'The Tories chose to pretend the big blunder did not happen,' says consultant Jim Roy.
Alberta's 'fair share' has plummeted due to bad forecasting and flawed calculations, says Jim Roy. Photo of Sandstone Valley, Alberta, Creative Commons licensed.
The Alberta government has failed to collect nearly $2.5 billion per year in resource royalties since 2009 due to a major calculation blunder, according to Jim Roy, a private royalty expert who advises governments around the world.
As a consequence, the province has failed to collect $13 billion in the last five years, charges Roy, a former senior advisor on royalty policy for Alberta Energy.
That's not what Alberta's long-reigning government promised to voters in 2007.
After a controversial royalty review, the first one in a decade, premier Ed Stelmach told Albertans that the new formulas for calculating royalties would increase Alberta's ''fair share'' of hydrocarbon profits by $2 billion a year, beginning in 2009.
At the time Jim Prentice, then federal industry minister, supported the changes proposed by Stelmach.

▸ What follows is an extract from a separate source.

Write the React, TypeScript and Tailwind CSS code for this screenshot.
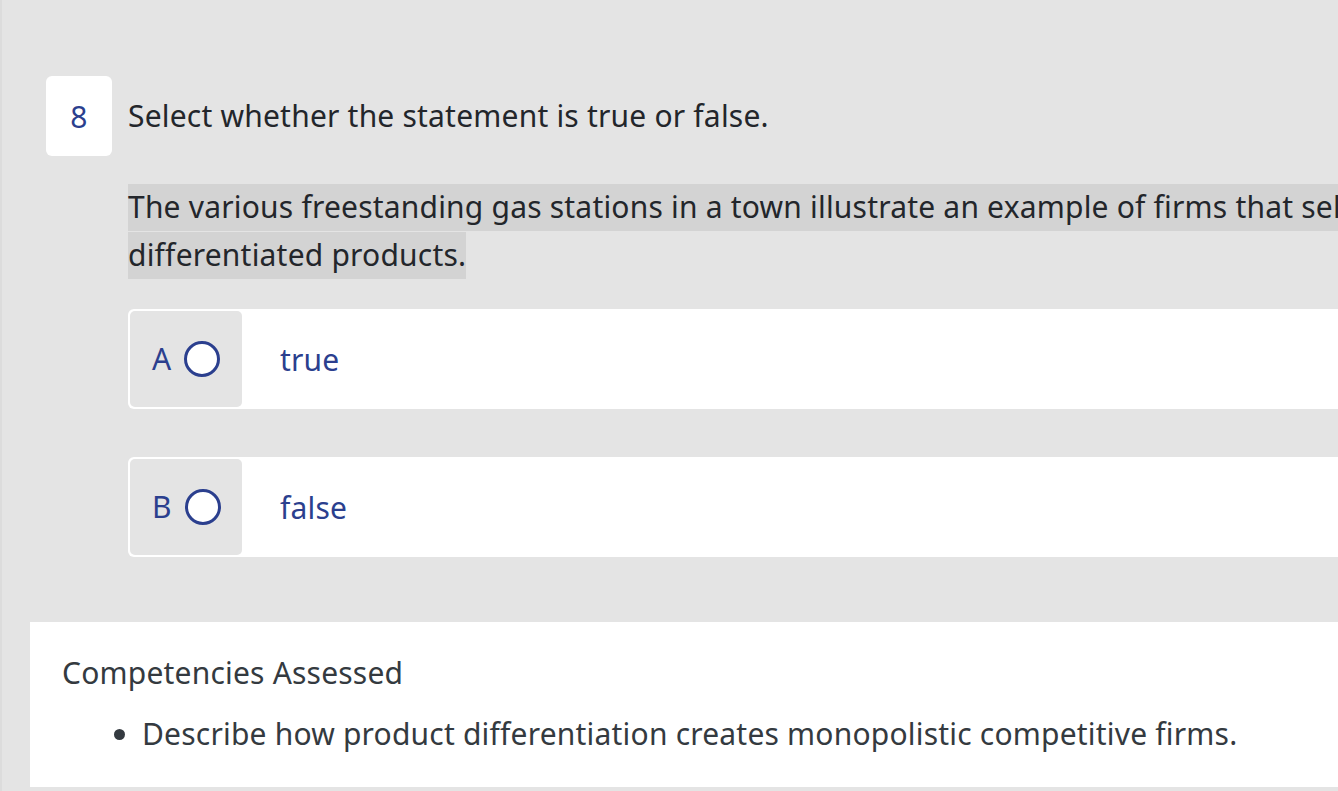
const font = { fontFamily: '"Noto Sans", "Open Sans", sans-serif' };

function Option({ letter, label }: { letter: string; label: string }) {
  return (
    <div className="flex h-[100px] rounded-[6px] bg-white p-[2px]">
      <div className="flex w-[112px] shrink-0 items-center gap-[13px] rounded-[5px] bg-[#e4e4e4] pl-[22px]">
        <span className="text-[30px] leading-none text-[#2b3f8e]">{letter}</span>
        <span className="block h-[36px] w-[36px] rounded-full border-[3px] border-[#2b3f8e] bg-white" />
      </div>
      <div className="flex items-center pl-[38px] text-[30px] text-[#2b3f8e]">{label}</div>
    </div>
  );
}

export default function App() {
  return (
    <div
      className="h-[791px] w-[1338px] overflow-hidden border-l-2 border-[#dcdcdc] bg-[#e4e4e4] tracking-[0.2px]"
      style={font}
    >
      {/* Question */}
      <div className="flex gap-[16px] pl-[44px] pt-[76px]">
        <div className="flex h-[80px] w-[66px] shrink-0 items-center justify-center rounded-[6px] bg-white text-[30px] text-[#2b3f8e]">
          8
        </div>
        <div className="w-[1300px] shrink-0 pt-[18px]">
          <p className="text-[30px] leading-[44px] text-[#23262b]">
            Select whether the statement is true or false.
          </p>
          <p className="mt-[45px] text-[30px] leading-[48px] text-[#23262b]">
            <span className="bg-[#d3d3d3] pb-[4px] pt-[2px]">
              The various freestanding gas stations in a town illustrate an example of firms that sell
              differentiated products.
            </span>
          </p>
          <div className="mt-[30px] flex flex-col gap-[48px]">
            <Option letter="A" label="true" />
            <Option letter="B" label="false" />
          </div>
        </div>
      </div>

      {/* Competencies */}
      <div className="ml-[28px] mt-[65px] h-[165px] bg-white pl-[32px] pt-[31px] text-[#343a40]">
        <h3 className="text-[30px] leading-[40px]">Competencies Assessed</h3>
        <ul className="mt-[21px] list-disc pl-[80px] text-[30px] leading-[40px]">
          <li>Describe how product differentiation creates monopolistic competitive firms.</li>
        </ul>
      </div>
    </div>
  );
}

But instead of increasing royalties by $2 billion a year, Alberta's ''fair share'' plummeted due to bad forecasting and major flaws in how the province collects natural gas and bitumen royalties, Roy said.
''Announcing a royalty increase and delivering a royalty decrease is difficult to explain to voters,'' Roy said. ''The Tories chose to pretend the big blunder did not happen. Nobody talks much about the government gifting the petroleum industry $13 billion.''
Rates more sensitive to price
The management of Alberta's hydrocarbon income has become a significant election issue as the Tory government has posted a $5-billion deficit and raised taxes and cut services for ordinary Albertans.
Since 2009, natural gas revenue for the government has experienced the greatest losses. The new formula implemented in 2009 made the royalty rate much more sensitive to price, and the new formula substantially dropped royalties for unconventional resources such as shale gas.
''The government expected natural gas prices to rise, but instead they collapsed,'' Roy said. ''As a result, government earnings from natural gas dropped by $5 billion after 2009.''
Gas price and Alberta gas royalties. Source: Jim Roy, Parkland Institute.
Despite a substantial increase in world oil prices between 2009 and 2014, bitumen earnings did not increase significantly. Any upward shift in earnings was largely due to added production in volume or project pay-outs. Bitumen developers don't pay royalties until they have written off their capital costs.
But therein lies another problem, Roy said. Alberta has a low royalty rate for bitumen compared to rates in countries that have similar heavy oil resources. Alberta, for example, takes from 25 to 40 per cent of profit, equivalent to 10 per cent of gross revenue. In contrast, Venezuela, which also extracts heavy oil, takes 40 per cent of gross revenue -- four times as much as Alberta.
Saudi Arabia captures 85 per cent of profits from its oil fields, while Norway takes 80 per cent of profit -- both three times as much as Alberta, Roy said. ''Newfoundland/Hibernia takes 30 to 50 per cent of profit, plus 7.5 per cent of gross revenue or twice as much as Alberta.''
The royalty expert also argues that the province has failed to control the pace of bitumen development. As a result, industry has put too much bitumen on the market and that glut, in turn, has played a role in driving down global prices.
Bitumen prices and Alberta bitumen royalties. Source: Jim Roy, Parkland Institute.
''The oil sold at low price is gone. The money is lost. The world has given Alberta a clear price signal. Alberta would be foolish to continue increasing bitumen production for sale at low price,'' Roy said.
According to Roy's calculations, approximately 40 per cent of Alberta's projected deficit for fiscal year 2015/16 could be eliminated by returning to the royalty formulas in place prior to 2009.
NDP vows royalty review
Rachel Notley, the leader of Alberta's New Democrats, has already promised to hold a review of the province's royalty structure if her party wins next Tuesday's election.
Premier Prentice contends that a major review of Alberta's royalty formula would have negative consequences.
''I don't think you ever say categorically in the history of the province we should never review where we stand on royalties,'' the former corporate banker told the Calgary Herald on April 29.
But given low oil prices, ''it is the worst thing we could do right now where we are fighting to hang on to every job we can,'' he said.
The province's oil industry has already come out against adjusting Alberta's royalties, among the lowest in North America.
''I don't think there's any room for any increase in royalties,'' Cenovus president and CEO Brian Ferguson told Bloomberg News this week.
''If there are changes that make the structure uncompetitive, that will be negative for investment in Alberta.''
In 2006, Alberta's auditor general reported that the government planned to collect 66 per cent of the economic rent or profits available from petroleum extraction, but the government was not meeting its objective and was not clear about how it even measured economic rent.
The Tory government reached that target only once in 1998. Alberta's share dropped to 31 per cent in the years 2000-2008. Although the new royalty formulas were intended to increase the rent collected, the share collected by the owners of the resource dropped to 13 per cent.